Even though I know logically that one person doesn’t represent a race, community or organization, I still carry the weight of shame for individuals who take advantage of public dollars and children’s resources.
There’s enough shame to go around.
Another education leader (who happens to be black) is accused of using his position on a public school board (that happens to be charter) to put his individual needs above children’s. D’Juan Hernandez, a prominent New Orleans based lawyer and businessman, used a school credit card to charge up to $13,000 worth of expenses including “payments to Tulane University, where his daughter attends, and $500 for plane tickets to Florida, where his family vacationed,” Hechinger reported.
Add Hernandez to the growing list of people accused of misusing public funds in New Orleans. Earlier this year, former New Orleans Public School Board Member Ira Thomas pleaded guilty to accepting $5,000 in bribes. Kelly Thompson, former business manager of Langston Hughes Academy, was busted pilfering almost $675,000 in 2010. A Lusher Charter School employee embezzled $25,000 in the 2011-2012 school year. Darrell K. Sims, 55, formerly with the New Orleans Military and Maritime Academy was charged with theft by fraudulent checks in the amount of $31,000 in 2013. Auditors found that an employee of KIPP New Orleans misappropriated two checks totaling almost $70,000 in 2014. And of course we have the oft-aired theft of Ellenese Brooks-Simms, New Orleans School Board member who accepted bribes totaling approximately $140,000 in 2010.
Theft can’t be ascribed to one particular racial or ethnic group. Poor people certainly aren’t the only ones stealing. People steal within any governance structure. So in New Orleans, which happens to be 60 percent black, we shouldn’t be surprised or discouraged that black people are among those who are busted. However, Hernandez’s incidental blackness has real political consequences.

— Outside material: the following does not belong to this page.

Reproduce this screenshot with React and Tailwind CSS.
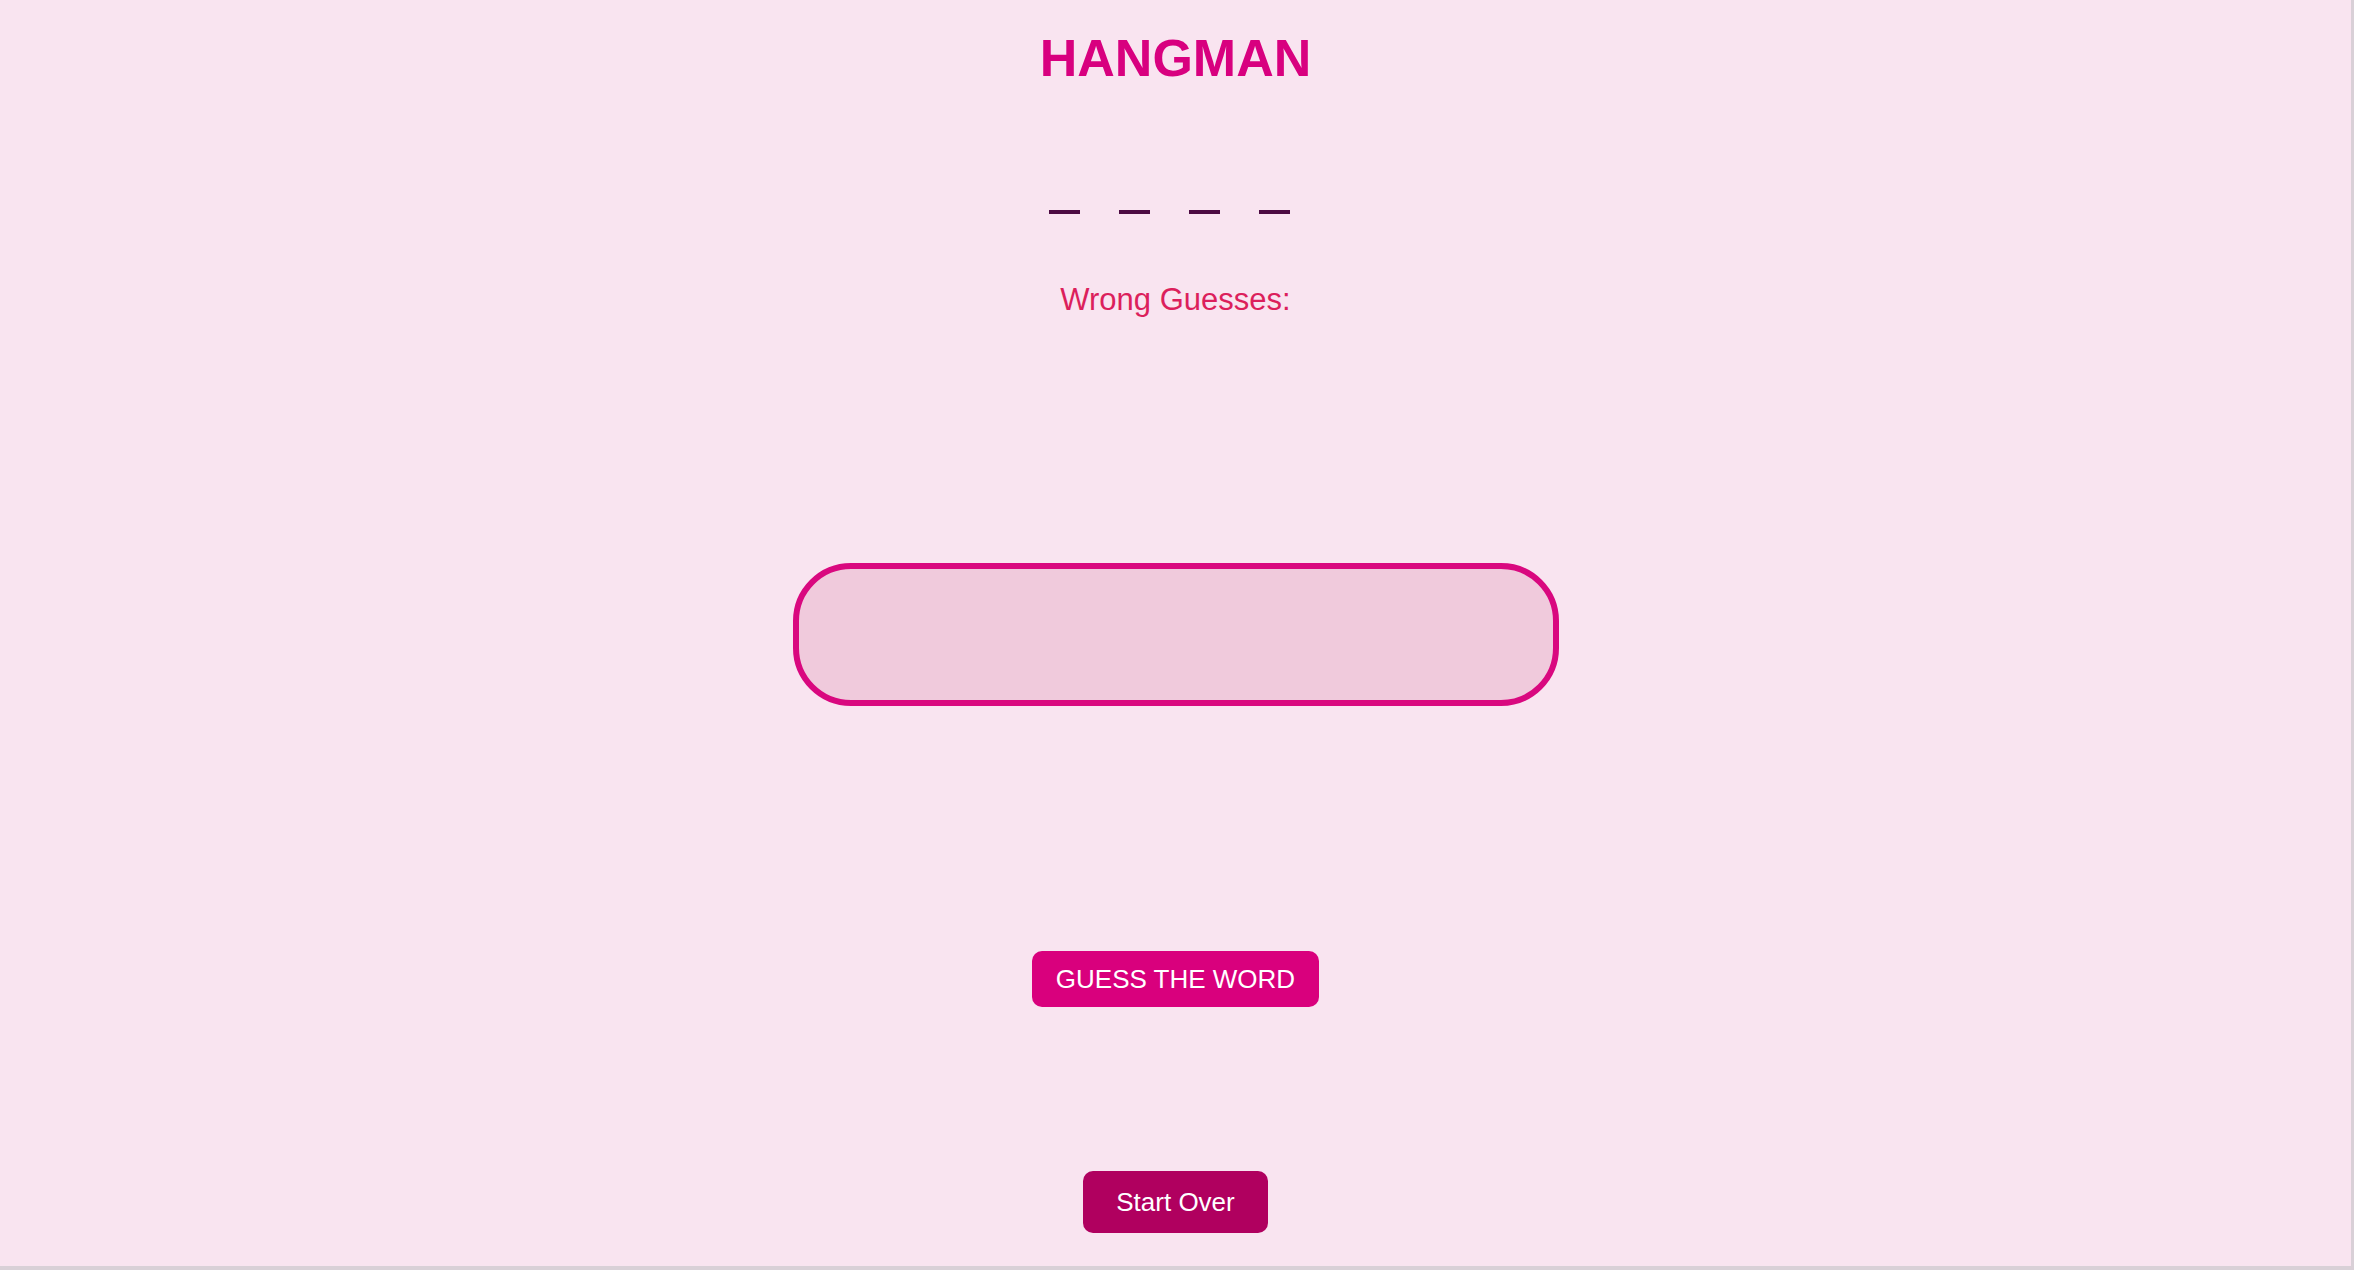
import React, { useState } from 'react';

export default function App() {
  const [guess, setGuess] = useState('');
  const blanks = ['', '', '', ''];

  return (
    <div
      className="w-full h-[1270px] bg-[#f9e4f0] border-r-[3px] border-b-[4px] border-[#d9d0d7] flex flex-col items-center"
      style={{ fontFamily: '"Liberation Sans", Arial, sans-serif' }}
    >
      {/* Title */}
      <h1 className="mt-[32px] text-[52px] leading-none font-bold text-[#d8007f]">HANGMAN</h1>

      {/* Word blanks */}
      <div className="mt-[126px] pr-[13px] flex gap-[39px]">
        {blanks.map((_, i) => (
          <span key={i} className="block w-[31px] h-[4px] bg-[#4d0b42]"></span>
        ))}
      </div>

      <p className="mt-[70px] text-[31px] leading-none text-[#dc1f5c]">Wrong Guesses:</p>

      {/* Guess input */}
      <input
        type="text"
        value={guess}
        onChange={(e) => setGuess(e.target.value)}
        className="mt-[248px] w-[766px] h-[143px] border-[6px] border-[#d9087f] rounded-[58px] bg-[#f0cadc] outline-none px-[40px] text-[32px] text-[#4d0b42]"
      />

      <button className="mt-[245px] h-[56px] px-[24px] rounded-[10px] bg-[#d9007d] text-white text-[26px] leading-none">
        GUESS THE WORD
      </button>

      <button className="mt-[164px] h-[62px] px-[33px] rounded-[10px] bg-[#b0005f] text-white text-[26px] leading-none">
        Start Over
      </button>
    </div>
  );
}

You don’t have to read much into the case for post-Katrina reform to find the Brooks-Simms example. Reformers argue for change by shaming Brooks-Simms (who happens to be black) and by association the New Orleans School board.
New Orleans and other cities need black people in leadership positions because our absence proves that privileged people use individual transgressions to limit black opportunity. I’ve argued for more black, local participation in charter school movement in New Orleans. Hernandez’s actions will become ammunition against that argument.

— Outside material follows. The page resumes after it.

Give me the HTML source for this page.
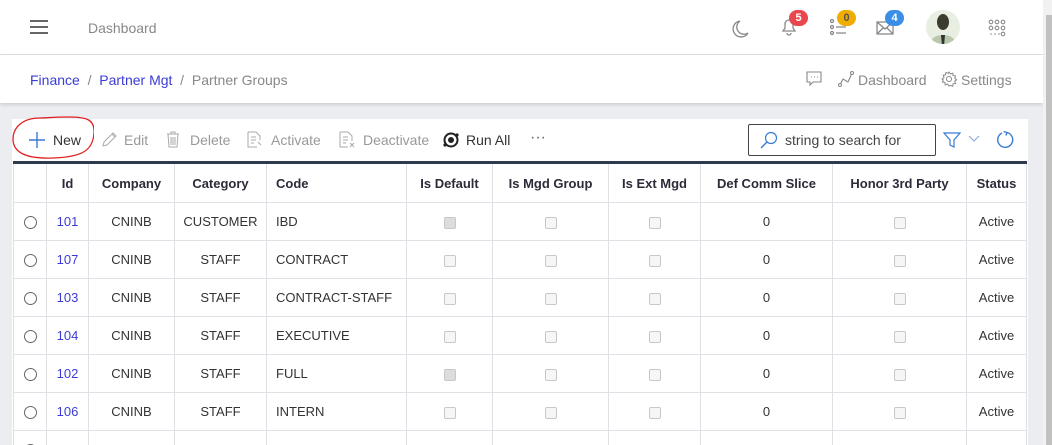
<!DOCTYPE html>
<html><head><meta charset="utf-8"><style>
*{box-sizing:border-box;margin:0;padding:0}
html,body{width:1052px;height:445px;overflow:hidden}
body{background:#ebedf0;font-family:"Liberation Sans",sans-serif;font-size:14px;color:#333;position:relative}
.top{position:absolute;left:0;top:0;width:1043px;height:55px;background:#fff;border-bottom:1px solid #d8dbe0}
.bc{position:absolute;left:0;top:55px;width:1043px;height:48px;background:#fff;box-shadow:0 2px 3px rgba(0,0,0,.12)}
.sb{position:absolute;left:1043px;top:0;width:9px;height:445px;background:#f1f1f1}
.sb div{position:absolute;left:3px;top:15px;width:6px;height:430px;background:#c1c1c1}
.card{position:absolute;left:12px;top:119px;width:1016px;height:326px;background:#fff;overflow:hidden}
.t{position:absolute;white-space:nowrap}
.badge{position:absolute;height:16px;min-width:19px;border-radius:8px;color:#fff;font-size:11px;font-weight:bold;text-align:center;line-height:16px}
table{position:absolute;left:1px;top:42px;border-collapse:collapse;border-top:3px solid #2e3a50;table-layout:fixed}
td,th{border:1px solid #dee2e6;height:38px;text-align:center;font-size:13px}
th{height:40px;font-weight:bold;color:#2b2b3a}
td.l,th.l{text-align:left;padding-left:9px}
.cb{display:inline-block;width:12px;height:12px;border:1px solid #c8c8c8;border-radius:2px;background:#f6f6f6;vertical-align:middle}
.rd{display:inline-block;width:13px;height:13px;border:1px solid #666;border-radius:50%;vertical-align:middle}
a{color:#3b3bd6;text-decoration:none}
.tb{position:absolute;top:132px;font-size:14px;color:#999}
</style></head><body>
<div class="top">
 <svg class="t" style="left:29px;top:19px" width="20" height="16"><path d="M1 2h18M1 8h18M1 14h18" stroke="#666" stroke-width="2"/></svg>
 <div class="t" style="left:88px;top:20px;font-size:14px;color:#888">Dashboard</div>
 <svg class="t" style="left:731px;top:19px" width="18" height="20"><path d="M9 2a8 8 0 1 0 8 12A7 7 0 0 1 9 2z" fill="none" stroke="#888" stroke-width="1.3"/></svg>
 <svg class="t" style="left:780px;top:16px" width="18" height="20"><path d="M3 15h12l-2-3V8a4 4 0 0 0-8 0v4zM7 17a2 2 0 0 0 4 0" fill="none" stroke="#888" stroke-width="1.3"/></svg>
 <div class="badge" style="left:789px;top:10px;background:#e8474e">5</div>
 <svg class="t" style="left:829px;top:17px" width="18" height="20"><g fill="none" stroke="#888" stroke-width="1.3"><circle cx="3" cy="4" r="1.5"/><circle cx="3" cy="10" r="1.5"/><circle cx="3" cy="16" r="1.5"/><path d="M7 10h10M7 16h10"/></g></svg>
 <div class="badge" style="left:837px;top:10px;background:#f0ad00;color:#555">0</div>
 <svg class="t" style="left:876px;top:19px" width="18" height="16"><path d="M1 3h16v12H1zM1 3l8 7 8-7M1 15l6-6M17 15l-6-6" fill="none" stroke="#888" stroke-width="1.3"/></svg>
 <div class="badge" style="left:885px;top:10px;background:#3a8ee6">4</div>
 <svg class="t" style="left:925px;top:8px" width="36" height="38"><defs><clipPath id="c"><circle cx="18" cy="19" r="17"/></clipPath></defs><g clip-path="url(#c)"><rect width="36" height="38" fill="#e8efe2"/><path d="M4 38c2-9 8-11 14-11s12 2 14 11z" fill="#b9c8ad"/><path d="M16 27h4l-1 11h-2z" fill="#333"/><ellipse cx="18" cy="14" rx="6" ry="8" fill="#3b3b30"/></g></svg>
 <svg class="t" style="left:988px;top:19px" width="20" height="20"><g fill="none" stroke="#888" stroke-width="1.1"><circle cx="3" cy="3" r="1.8"/><circle cx="9" cy="3" r="1.8"/><circle cx="15" cy="3" r="1.8"/><circle cx="3" cy="9" r="1.8"/><circle cx="9" cy="9" r="1.8"/><circle cx="15" cy="9" r="1.8"/><circle cx="15" cy="15" r="1.8"/></g><g fill="#888"><circle cx="3" cy="15" r=".8"/><circle cx="7" cy="15" r=".8"/><circle cx="11" cy="15" r=".8"/></g></svg>
</div>
<div class="bc">
 <div class="t" style="left:30px;top:17px;font-size:14px"><a>Finance</a> <span style="color:#888">&nbsp;/&nbsp;</span> <a>Partner Mgt</a> <span style="color:#888">&nbsp;/&nbsp; Partner Groups</span></div>
 <svg class="t" style="left:806px;top:16px" width="16" height="16"><path d="M1 1h14v10H7l-3 3v-3H1z" fill="none" stroke="#888" stroke-width="1.1"/><path d="M5 6h1M8 6h1M11 6h1" stroke="#888"/></svg>
 <svg class="t" style="left:838px;top:15px" width="16" height="18"><path d="M2 15l3-6 5 3 4-9" fill="none" stroke="#888" stroke-width="1.1"/><circle cx="2" cy="15" r="1.5" fill="#fff" stroke="#888"/><circle cx="14" cy="3" r="1.5" fill="#fff" stroke="#888"/></svg>
 <div class="t" style="left:858px;top:17px;color:#888">Dashboard</div>
 <svg class="t" style="left:941px;top:16px" width="16" height="16"><circle cx="8" cy="8" r="2.5" fill="none" stroke="#888"/><path d="M8 1l1.5 2 2.3-.8.3 2.4 2.4.3-.8 2.3 2 1.5-2 1.5.8 2.3-2.4.3-.3 2.4-2.3-.8L8 15l-1.5-2-2.3.8-.3-2.4-2.4-.3.8-2.3L1 8l2-1.5-.8-2.3 2.4-.3.3-2.4 2.3.8z" fill="none" stroke="#888"/></svg>
 <div class="t" style="left:961px;top:17px;color:#888">Settings</div>
</div>
<div class="sb"><div></div></div>
<div class="card">
 <table>
  <colgroup><col style="width:33px"><col style="width:42px"><col style="width:86px"><col style="width:92px"><col style="width:140px"><col style="width:86px"><col style="width:116px"><col style="width:92px"><col style="width:132px"><col style="width:134px"><col style="width:60px"></colgroup>
  <tr><th></th><th>Id</th><th>Company</th><th>Category</th><th class="l">Code</th><th>Is Default</th><th>Is Mgd Group</th><th>Is Ext Mgd</th><th>Def Comm Slice</th><th>Honor 3rd Party</th><th>Status</th></tr>
  <tr><td><span class="rd"></span></td><td><a>101</a></td><td>CNINB</td><td>CUSTOMER</td><td class="l">IBD</td><td><span class="cb" style="background:#ddd"></span></td><td><span class="cb"></span></td><td><span class="cb"></span></td><td>0</td><td><span class="cb"></span></td><td>Active</td></tr>
  <tr><td><span class="rd"></span></td><td><a>107</a></td><td>CNINB</td><td>STAFF</td><td class="l">CONTRACT</td><td><span class="cb"></span></td><td><span class="cb"></span></td><td><span class="cb"></span></td><td>0</td><td><span class="cb"></span></td><td>Active</td></tr>
  <tr><td><span class="rd"></span></td><td><a>103</a></td><td>CNINB</td><td>STAFF</td><td class="l">CONTRACT-STAFF</td><td><span class="cb"></span></td><td><span class="cb"></span></td><td><span class="cb"></span></td><td>0</td><td><span class="cb"></span></td><td>Active</td></tr>
  <tr><td><span class="rd"></span></td><td><a>104</a></td><td>CNINB</td><td>STAFF</td><td class="l">EXECUTIVE</td><td><span class="cb"></span></td><td><span class="cb"></span></td><td><span class="cb"></span></td><td>0</td><td><span class="cb"></span></td><td>Active</td></tr>
  <tr><td><span class="rd"></span></td><td><a>102</a></td><td>CNINB</td><td>STAFF</td><td class="l">FULL</td><td><span class="cb" style="background:#ddd"></span></td><td><span class="cb"></span></td><td><span class="cb"></span></td><td>0</td><td><span class="cb"></span></td><td>Active</td></tr>
  <tr><td><span class="rd"></span></td><td><a>106</a></td><td>CNINB</td><td>STAFF</td><td class="l">INTERN</td><td><span class="cb"></span></td><td><span class="cb"></span></td><td><span class="cb"></span></td><td>0</td><td><span class="cb"></span></td><td>Active</td></tr>
  <tr><td><span class="rd"></span></td><td></td><td></td><td></td><td></td><td><span class="cb"></span></td><td><span class="cb"></span></td><td><span class="cb"></span></td><td></td><td><span class="cb"></span></td><td></td></tr>
 </table>
</div>
<svg class="t" style="left:28px;top:131px" width="18" height="18"><path d="M9 1v16M1 9h16" stroke="#3a7bd5" stroke-width="1.4"/></svg>
<div class="tb" style="left:53px;color:#333">New</div>
<svg class="t" style="left:10px;top:114px" width="84" height="48"><path d="M30 4C12 4 3 14 3 25c0 13 12 20 40 19 30-1 40-8 41-25C85 5 76 3 58 3 45 3 35 4 30 4" fill="none" stroke="#e02020" stroke-width="1.3"/></svg>
<svg class="t" style="left:101px;top:131px" width="16" height="17"><path d="M2 15l1-4 9-9 3 3-9 9zM11 3l3 3" fill="none" stroke="#aaa"/></svg>
<div class="tb" style="left:124px">Edit</div>
<svg class="t" style="left:166px;top:131px" width="14" height="17"><path d="M1 3h12M5 3V1h4v2M2 3l1 13h8l1-13M5 6v8M7 6v8M9 6v8" fill="none" stroke="#aaa"/></svg>
<div class="tb" style="left:190px">Delete</div>
<svg class="t" style="left:247px;top:131px" width="16" height="17"><path d="M1 1h8l4 4v4M1 1v15h9M4 6h5M4 9h5M4 12h3M11 11l3 3" fill="none" stroke="#aaa"/></svg>
<div class="tb" style="left:271px">Activate</div>
<svg class="t" style="left:339px;top:131px" width="16" height="17"><path d="M1 1h8l4 4v5M1 1v15h8M4 6h5M4 9h5M4 12h3M11 12l4 4M15 12l-4 4" fill="none" stroke="#aaa"/></svg>
<div class="tb" style="left:363px">Deactivate</div>
<svg class="t" style="left:442px;top:131px" width="18" height="18"><circle cx="9" cy="9" r="6.5" fill="none" stroke="#222" stroke-width="2"/><circle cx="9" cy="9" r="3" fill="#222"/><circle cx="15" cy="4" r="1.6" fill="#222"/><circle cx="3" cy="14" r="1.6" fill="#222"/></svg>
<div class="tb" style="left:466px;color:#333">Run All</div>
<div class="tb" style="left:530px;top:133px;color:#666;font-size:16px;line-height:10px">···</div>
<div class="t" style="left:748px;top:124px;width:188px;height:32px;border:1px solid #444;border-radius:2px"></div>
<svg class="t" style="left:760px;top:131px" width="18" height="18"><circle cx="11" cy="7" r="5.5" fill="none" stroke="#3a7bd5" stroke-width="1.2"/><path d="M7 11l-6 6" stroke="#3a7bd5" stroke-width="1.4"/></svg>
<div class="t" style="left:785px;top:132px;color:#444">string to search for</div>
<svg class="t" style="left:943px;top:131px" width="18" height="18"><path d="M1 2h16l-6 7v7l-4 -2V9z" fill="none" stroke="#3a7bd5" stroke-width="1.2"/></svg>
<svg class="t" style="left:968px;top:135px" width="12" height="8"><path d="M1 1l5 5 5-5" fill="none" stroke="#8aa8d8" stroke-width="1.1"/></svg>
<svg class="t" style="left:995px;top:130px" width="20" height="20"><path d="M7 3A7.5 7.5 0 1 0 12 2.5" fill="none" stroke="#3a7bd5" stroke-width="1.4"/><path d="M12 2.5L8.5 1.5M12 2.5l-1 3" stroke="#3a7bd5" stroke-width="1.4"/></svg>
</body></html>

The political battles for positions of leadership and the power that comes along with them are fierce. And it’s racialized. Reformers have been cast as white and anti-reformers black in the New Orleans education drama. The reality is that black people have never been in a position in which we wanted status quo. Our position in society makes us inherently reformers. Nevertheless, while white reformers can and will leverage Hernandez’s misdeeds, black folk can only shake our heads.
The race problem the reform movement is self-inflicted. Inherent in an agenda to takeover an “urban”district is the idea that locals (who happen to be black) shouldn’t participate in their own recovery.
The New Orleans School board has been a euphemism for black incompetency. The dog whistle language can be heard in statements like, “…the school district was as corrupt as it was incompetent.” In New Orleans, white muckety-mucks of reformers don’t have to say black people aren’t fit for leadership. Pointing to specific cases involving black individuals produces the same effect.
In spite of all the personal failing within various public systems, the Hernandez situation provides more evidence that corruption isn’t limited to traditional elected boards. More importantly, Hernandez may prove that charter school leaders are not beyond ethical reproach. Greedy, desperate and greasy people will steal in any governance model.
However, the Hernandez story affirms people’s biases towards black leadership when it shouldn’t.
Let’s face it. Partisans turn selective cases of personal failing into talking points of a separate argument for seizing control of systems run by black communities. When black is bad, all it takes is one. The bad black teacher, school board member or parent becomes the reason to dismantle entire systems. It becomes okay for the race of the teacher not to matter when it comes to hiring and firing if we’re really talking about the firing black teachers. It’s okay to remove political rights that other districts enjoy if we’re talking about black voters.
The race shame I shouldn’t feel from personal failings has political consequences.
To grow up black is to carry a burden of others who look like me. To evolve is to shed that burden. I know that I shouldn’t feel ashamed of Hernandez and others. To feel shame at the Hernandez story is to tacitly accept the idea of the inherent inferiority of black people. This is the brain damage that I have. I intellectually can separate Hernandez’s personal deeds from my racial identity, but I still feel the hurt. This is when I must admit that I have not evolved.
I believe deeply in the idea of a connected black community. I believe in we.
With that said, we have to do better.